The exception to this rule is msf format which uses '.' as the gap character inside the sequences and '~' as the gap character at the terminal ends of the alignment. The reason for this inconsistency is that MSF is a multiple sequence alignment format that was not defined by EMBOSS but by another package.
######################################## # Program: demoalign # Rundate: Thu Jan 17 09:30:08 2002 # Report_file: stdout ######################################## #======================================= # # Aligned_sequences: 4 # 1: IXI_234 # 2: IXI_235 # 3: IXI_236 # 4: IXI_237 # Matrix: EBLOSUM62 # Gap_penalty: 9 # Extend_penalty: -1 # # Length: 131 # Identity: 95/131 (72.5%) # Similarity: 127/131 (96.9%) # Gaps: 25/131 (19.1%) # # #=======================================
There is also a block of information at the end of the alignment for summary information. This is used by a few programs e.g. merger.
# Length: 131
This is the length of the alignment, including any gaps that have been introduced to construct the alignment.
# Identity: 95/131 (72.5%)
This is a count of the number of positions over the length of the alignment where all of the residues or bases at that position are identical.
It is followed by '/131' - the length of the alignment and '(72.5%)' - the percentage of positions in the alignment where there are identities.
# Similarity: 127/131 (96.9%)
This is a count of the number of positions over the length of the alignment where >= 51% of the residues or bases at that position are similar.
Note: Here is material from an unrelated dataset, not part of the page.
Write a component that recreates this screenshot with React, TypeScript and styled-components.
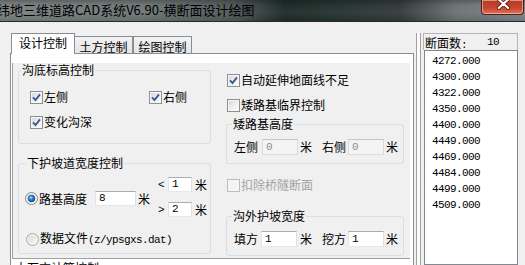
import React from 'react';
import styled, { createGlobalStyle, css } from 'styled-components';

const CJK = `"Noto Sans CJK SC", "Noto Sans", sans-serif`;
const MONO = `"Liberation Mono", "DejaVu Sans Mono", monospace`;

const GlobalStyle = createGlobalStyle`
  html, body { margin: 0; padding: 0; }
  body {
    background: #f0f0f0;
    font-family: ${CJK};
    font-size: 12px;
    line-height: 14px;
    color: #000;
    overflow: hidden;
  }
`;

const STATIONS = [
    '4272.000', '4300.000', '4322.000', '4350.000', '4400.000',
    '4449.000', '4469.000', '4484.000', '4499.000', '4509.000',
];

const Window = styled.div`
    width: 525px;
    height: 265px;
    overflow: hidden;
    display: flex;
    flex-direction: column;
    background: #f0f0f0;
`;

const TitleBar = styled.div`
    flex: none;
    height: 21px;
    display: flex;
    justify-content: space-between;
    align-items: flex-start;
    overflow: hidden;
    border-bottom: 1px solid #24292a;
    background:
        linear-gradient(180deg, rgba(0,0,0,0.22) 0, rgba(0,0,0,0) 5px, rgba(255,255,255,0.04) 12px, rgba(0,0,0,0.1) 21px),
        linear-gradient(90deg, #7b8282 0, #717878 140px, #505a5a 235px, #1f2c29 285px, #243430 330px, #343b3c 400px, #6d7274 455px, #80848a 525px);
`;

const TitleText = styled.span`
    margin-left: -3px;
    font: 13px/19px ${CJK};
    color: #000;
    white-space: nowrap;
`;

const CloseButton = styled.div`
    flex: none;
    width: 43px;
    height: 15px;
    margin-right: 1px;
    box-sizing: border-box;
    border: 1px solid #4a2019;
    border-top: none;
    border-radius: 0 0 4px 4px;
    background: linear-gradient(#b53a25, #c7452e 55%, #de735c);
    box-shadow: inset 0 0 0 1px rgba(255, 220, 210, 0.55);
    display: flex;
    justify-content: center;
`;

const Body = styled.div`
    flex: 1;
    display: flex;
    align-items: flex-start;
    padding-left: 10px;
`;

const TabControl = styled.div`
    flex: none;
    width: 404px;
    margin-top: 11px;
    display: flex;
    flex-direction: column;
`;

const TabStrip = styled.div`
    height: 21px;
    display: flex;
    align-items: flex-end;
    padding-left: 1px;
`;

const Tab = styled.div<{ $active?: boolean; $w: number; $ml?: number }>`
    box-sizing: border-box;
    width: ${p => p.$w}px;
    margin-left: ${p => p.$ml ?? 0}px;
    border: 1px solid #898c95;
    border-bottom: none;
    text-align: center;
    line-height: 14px;
    white-space: nowrap;
    ${p => p.$active
        ? css`
            height: 21px;
            padding-top: 2px;
            background: #fff;
            position: relative;
            z-index: 1;
        `
        : css`
            height: 17px;
            margin-bottom: 1px;
            padding-top: 3px;
            background: linear-gradient(#f3f3f3, #e4e4e4);
        `}
`;

const TabPage = styled.div`
    margin-top: -1px;
    height: 230px;
    box-sizing: border-box;
    border: 1px solid #898c95;
    background: #fff;
    padding: 9px 3px 0 1px;
`;

const Panel = styled.div`
    height: 196px;
    box-sizing: border-box;
    background: #f0f0f0;
    border-left: 1px solid #a0a0a0;
    border-bottom: 1px solid #a0a0a0;
    padding-left: 5px;
    display: grid;
    grid-template-columns: 193px 178px;
    column-gap: 15px;
    align-items: start;
`;

const Column = styled.div`
    display: flex;
    flex-direction: column;
`;

const GroupBox = styled.fieldset<{ $h: number; $mt?: number }>`
    margin: ${p => p.$mt ?? 0}px 0 0 0;
    padding: 0;
    min-width: 0;
    box-sizing: border-box;
    height: ${p => p.$h}px;
    border: 1px solid #d5dfe5;
    border-radius: 3px;
`;

const GroupTitle = styled.legend<{ $x: number }>`
    margin-left: ${p => p.$x}px;
    padding: 0 1px;
    line-height: 14px;
    white-space: nowrap;
`;

const CheckGrid = styled.div`
    display: grid;
    grid-template-columns: 119px auto;
    row-gap: 9px;
    padding: 12px 0 0 10px;
`;

const Option = styled.div<{ $mt?: number }>`
    display: flex;
    align-items: center;
    gap: 1px;
    height: 16px;
    margin-top: ${p => p.$mt ?? 0}px;
    padding-left: 1px;
    white-space: nowrap;
`;

const Text = styled.span<{ $ml?: number; $disabled?: boolean }>`
    margin-left: ${p => p.$ml ?? 0}px;
    color: ${p => p.$disabled ? '#a3a3a3' : '#000'};
    white-space: nowrap;
`;

const Asc = styled.span`
    font-family: ${MONO};
    font-size: 11px;
    letter-spacing: -0.6px;
`;

const Box = styled.span<{ $disabled?: boolean }>`
    flex: none;
    width: 13px;
    height: 13px;
    box-sizing: border-box;
    border: 1px solid ${p => p.$disabled ? '#bcbcbc' : '#8e8f8f'};
    background: ${p => p.$disabled
        ? '#f4f4f4'
        : 'linear-gradient(135deg, #d3d6da 0%, #eeeff0 55%, #fdfdfd 100%)'};
    box-shadow: inset 0 0 0 1px #f6f6f6;
    display: flex;
    align-items: center;
    justify-content: center;
`;

const TextBox = styled.div<{ $w: number; $h?: number; $ml?: number; $disabled?: boolean }>`
    flex: none;
    width: ${p => p.$w}px;
    height: ${p => p.$h ?? 15}px;
    margin-left: ${p => p.$ml ?? 0}px;
    box-sizing: border-box;
    border: 1px solid;
    border-color: ${p => p.$disabled ? '#c4c6ca #d8d9dc #dcdde0 #d8d9dc' : '#abadb3 #dbdfe6 #e3e9ef #e2e3ea'};
    background: ${p => p.$disabled ? '#f4f4f4' : '#fff'};
    color: ${p => p.$disabled ? '#8d8d8d' : '#000'};
    padding-left: 3px;
    font-family: ${MONO};
    font-size: 11px;
    line-height: ${p => (p.$h ?? 15) - 2}px;
`;

const InputRow = styled.div`
    display: flex;
    align-items: center;
    height: 16px;
    padding: 8px 0 0 7px;
`;

const FieldBody = styled.div`
    padding: 7px 0 0 6px;
`;

const HeightRow = styled.div`
    display: flex;
    align-items: center;
`;

const RadioLine = styled.div`
    display: flex;
    align-items: center;
    gap: 1px;
    margin-top: 3px;
`;

const Bounds = styled.div`
    display: flex;
    flex-direction: column;
    gap: 10px;
    margin-left: 8px;
`;

const BoundRow = styled.div`
    display: flex;
    align-items: center;
    height: 15px;
`;

const SidePane = styled.div`
    flex: none;
    margin: 11px 0 0 2px;
    height: 232px;
    display: flex;
    border-left: 1px solid #a0a0a0;
    padding-left: 3px;
    background: #fbfbfb;
`;

const SideInner = styled.div`
    flex: 1;
    display: flex;
    flex-direction: column;
    border-left: 1px solid #a0a0a0;
    padding-left: 2px;
    background: #f0f0f0;
`;

const CountHeader = styled.div`
    width: 95px;
    height: 17px;
    box-sizing: border-box;
    border: 1px solid #b4b4b4;
    border-bottom: none;
    padding: 1px 0 0 1px;
    line-height: 15px;
    display: flex;
    white-space: nowrap;
`;

const StationList = styled.div`
    flex: 1;
    width: 94px;
    margin-left: 1px;
    box-sizing: border-box;
    border: 1px solid #828790;
    background: #fff;
    padding: 2px 0 0 7px;
`;

const Station = styled.div`
    height: 16px;
    line-height: 16px;
    font-family: ${MONO};
    font-size: 11px;
    letter-spacing: -0.6px;
`;

const BottomNote = styled.div`
    margin-top: 2px;
    padding-left: 3px;
`;

const CheckBox = ({ checked, disabled }: { checked?: boolean; disabled?: boolean }) => (
    <Box $disabled={disabled}>
        {checked && (
            <svg width="9" height="9" viewBox="0 0 9 9">
                <path d="M1 4.4 L3.5 7 L8 1.3" fill="none" stroke="#3e5896" strokeWidth="1.9" />
            </svg>
        )}
    </Box>
);

const Radio = ({ checked }: { checked?: boolean }) => (
    <svg width="13" height="13" viewBox="0 0 13 13" style={{ flex: 'none' }}>
        <defs>
            <linearGradient id="radio-bg" x1="0" y1="0" x2="1" y2="1">
                <stop offset="0" stopColor="#d4d6d8" />
                <stop offset="1" stopColor="#fbfbfb" />
            </linearGradient>
            <radialGradient id="radio-dot" cx="0.4" cy="0.35" r="0.7">
                <stop offset="0" stopColor="#a6dcff" />
                <stop offset="0.45" stopColor="#2f86d8" />
                <stop offset="1" stopColor="#0e3f86" />
            </radialGradient>
        </defs>
        <circle cx="6.5" cy="6.5" r="6" fill="url(#radio-bg)" stroke={checked ? '#7f8590' : '#a8a8a8'} />
        <circle cx="6.5" cy="6.5" r="4.8" fill="none" stroke="#f7f7f7" strokeWidth="0.8" />
        {checked && <circle cx="6.5" cy="6.5" r="3.4" fill="url(#radio-dot)" stroke="#17487f" strokeWidth="0.6" />}
    </svg>
);

const CloseGlyph = () => (
    <svg width="43" height="14" viewBox="0 0 43 14">
        <path d="M17.5 -1 L27.5 8 M27.5 -1 L17.5 8" stroke="#5a1d14" strokeWidth="4" strokeLinecap="round" />
        <path d="M17.5 -1 L27.5 8 M27.5 -1 L17.5 8" stroke="#fff" strokeWidth="2.2" strokeLinecap="round" />
    </svg>
);

const App: React.FC = () => (
    <Window>
        <GlobalStyle />
        <TitleBar>
            <TitleText>纬地三维道路CAD系统V6.90-横断面设计绘图</TitleText>
            <CloseButton><CloseGlyph /></CloseButton>
        </TitleBar>
        <Body>
            <TabControl>
                <TabStrip>
                    <Tab $active $w={64}>设计控制</Tab>
                    <Tab $w={59} $ml={-1}>土方控制</Tab>
                    <Tab $w={59}>绘图控制</Tab>
                </TabStrip>
                <TabPage>
                    <Panel>
                        <Column>
                            <GroupBox $h={81}>
                                <GroupTitle $x={2}>沟底标高控制</GroupTitle>
                                <CheckGrid>
                                    <Option><CheckBox checked /><Text>左侧</Text></Option>
                                    <Option><CheckBox checked /><Text>右侧</Text></Option>
                                    <Option><CheckBox checked /><Text>变化沟深</Text></Option>
                                </CheckGrid>
                            </GroupBox>
                            <GroupBox $h={98} $mt={12}>
                                <GroupTitle $x={7}>下护坡道宽度控制</GroupTitle>
                                <FieldBody>
                                    <HeightRow>
                                        <RadioLine>
                                            <Radio checked />
                                            <Text>路基高度</Text>
                                            <TextBox $w={41} $ml={7}>8</TextBox>
                                            <Text $ml={1}>米</Text>
                                        </RadioLine>
                                        <Bounds>
                                            <BoundRow>
                                                <Asc>&lt;</Asc>
                                                <TextBox $w={24} $ml={4}>1</TextBox>
                                                <Text $ml={3}>米</Text>
                                            </BoundRow>
                                            <BoundRow>
                                                <Asc>&gt;</Asc>
                                                <TextBox $w={24} $ml={4}>2</TextBox>
                                                <Text $ml={3}>米</Text>
                                            </BoundRow>
                                        </Bounds>
                                    </HeightRow>
                                    <Option $mt={14}>
                                        <Radio />
                                        <Text>数据文件<Asc>(z/ypsgxs.dat)</Asc></Text>
                                    </Option>
                                </FieldBody>
                            </GroupBox>
                        </Column>
                        <Column>
                            <Option $mt={9}><CheckBox checked /><Text>自动延伸地面线不足</Text></Option>
                            <Option $mt={9}><CheckBox /><Text>矮路基临界控制</Text></Option>
                            <GroupBox $h={47} $mt={4}>
                                <GroupTitle $x={5}>矮路基高度</GroupTitle>
                                <InputRow>
                                    <Text>左侧</Text>
                                    <TextBox $w={36} $h={16} $ml={4} $disabled>0</TextBox>
                                    <Text $ml={2}>米</Text>
                                    <Text $ml={10}>右侧</Text>
                                    <TextBox $w={36} $h={16} $ml={2} $disabled>0</TextBox>
                                    <Text $ml={2}>米</Text>
                                </InputRow>
                            </GroupBox>
                            <Option $mt={13}><CheckBox disabled /><Text $disabled>扣除桥隧断面</Text></Option>
                            <GroupBox $h={47} $mt={16}>
                                <GroupTitle $x={5}>沟外护坡宽度</GroupTitle>
                                <InputRow>
                                    <Text>填方</Text>
                                    <TextBox $w={36} $h={16} $ml={3}>1</TextBox>
                                    <Text $ml={3}>米</Text>
                                    <Text $ml={10}>挖方</Text>
                                    <TextBox $w={36} $h={16} $ml={2}>1</TextBox>
                                    <Text $ml={2}>米</Text>
                                </InputRow>
                            </GroupBox>
                        </Column>
                    </Panel>
                    <BottomNote>土石方计算控制</BottomNote>
                </TabPage>
            </TabControl>
            <SidePane>
                <SideInner>
                    <CountHeader>
                        <span>断面数<Asc>:</Asc></span>
                        <Asc style={{ marginLeft: 20 }}>10</Asc>
                    </CountHeader>
                    <StationList>
                        {STATIONS.map(s => <Station key={s}>{s}</Station>)}
                    </StationList>
                </SideInner>
            </SidePane>
        </Body>
    </Window>
);

export default App;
Any two residues or bases are defined as similar when they have positive comparisons (as defined by the comparison matrix being used in the alignment algorithm).
It is followed by '/131' - the length of the alignment and '(96.9%)' - the percentage of positions in the alignment where there are similarities.
Note that the sum of identical and similar positions is greater than 100%. This is because the count of similar positions includes the count of identical positions; if residues are identical, they must also be similar.
# Gaps: 25/131 (19.1%)
This is a count of the number of positions over the length of the alignment where there are one or more sequences with a gap.
It is followed by '/131' - the length of the alignment and '(19.1%)' - the percentage of positions in the alignment where there are gaps.
# Score: 100.0
This is the score used by the program that calculated the alignment to determine which is the best possible alignment to report.
The algorithm that was used to derive the score is not part of the alignment formatting routines. You should see documentation about the relevant algorithm to see how the score is derived.
In general the markup line uses a space for a mismatch or a gap, '.' for any small positive score, ':' for a similarity which scores more than 1.0, and '|' for an identity where both sequences have the same residue regardless of its score ('W' matching 'W' scores much more than 'L' matching 'L' because a conserved tryptophan is more significant than a conserved leucine).
The 'markx' set of alignment formats (produced by the FASTA suite of programs written by Bill Pearson) use '.' for similarity and ':' for an identity. The '|' character is not used. This was a design decision by Bill Pearson when he wrote the FASTA programs.
Some of the alignment formats can cope with an unlimited number of sequences, while others are only for pairs of sequences.
The format names in these tables link to examples of the sequences.
Name | Comments |
---|---|
unknown multiple simple |
These are synonyms for simple format. This format displays the sequence names, positions and sequences and then puts the markup line underneath the sequences. When only two sequences are being aligned then the format is changed to that produced by pair |
fasta / a2m | This is just the standard Fasta sequence format with gaps, where many sequences are concatenated one after the other. |
msf | This is just the standard MSF sequence format. |
trace | This is a special verbose format for use in debugging. It is not intended for normal users. |
srs | This shows the sequence ID name, the sequence position, the sequence and the sequence position for each line. |
Name | Comments |
---|---|
pair | This is the default format used when there are only 2 sequences. When simple format is selected but there are only 2 sequences, then this format is used. The sequences have the markup line between them. |
markx0 | This is the standard default output format used by Bill Pearson's suite of FASTA programs. |
markx1 | This is an alternative output format used by Bill Pearson's suite of FASTA programs in which identities are not marked. Instead conservative replacements are denoted by 'x' and non-conservative substitutions by 'X'. |
markx2 | This is an alternative output format used by Bill Pearson's suite of FASTA programs in which the residues in the second sequence are only shown if they are different from the first. |
markx3 | This is an alternative output format used by Bill Pearson's suite of FASTA programs in which the aligned sequences are displayed in FASTA sequence format. These can be used to build a primitive multiple alignment. |
markx10 | This is an alternative output format used by Bill Pearson's suite of FASTA programs in which the aligned sequences are displayed in FASTA sequence format and the sequence length, alignment start and stop information is given in lines starting with a ';' character just after the title line for each sequence. It is intended to be easily parsed by other programs. |
srspair | This is very similar in style to pair format. |
score | This does not display the sequence alignment. It shows only the names of the sequences, the length of the alignment and the score. |
You are not restricted to these default formats. You can use any format if you have a multiple alignment and you can use any pair-wise format if you have two aligned sequences.
You specify the required format by putting the qualifier -aformat followed by the format name on the command line, for example:
water -aformat msf
-aformat string alignment format -aopenfile string alignment file name -aextension string file name extension -aname string base file name -awidth int alignment width -ausashow bool show the full USA in the alignment -adirectory bool alignment file output directory
Of these, -awidth and -ausashow might be the more useful.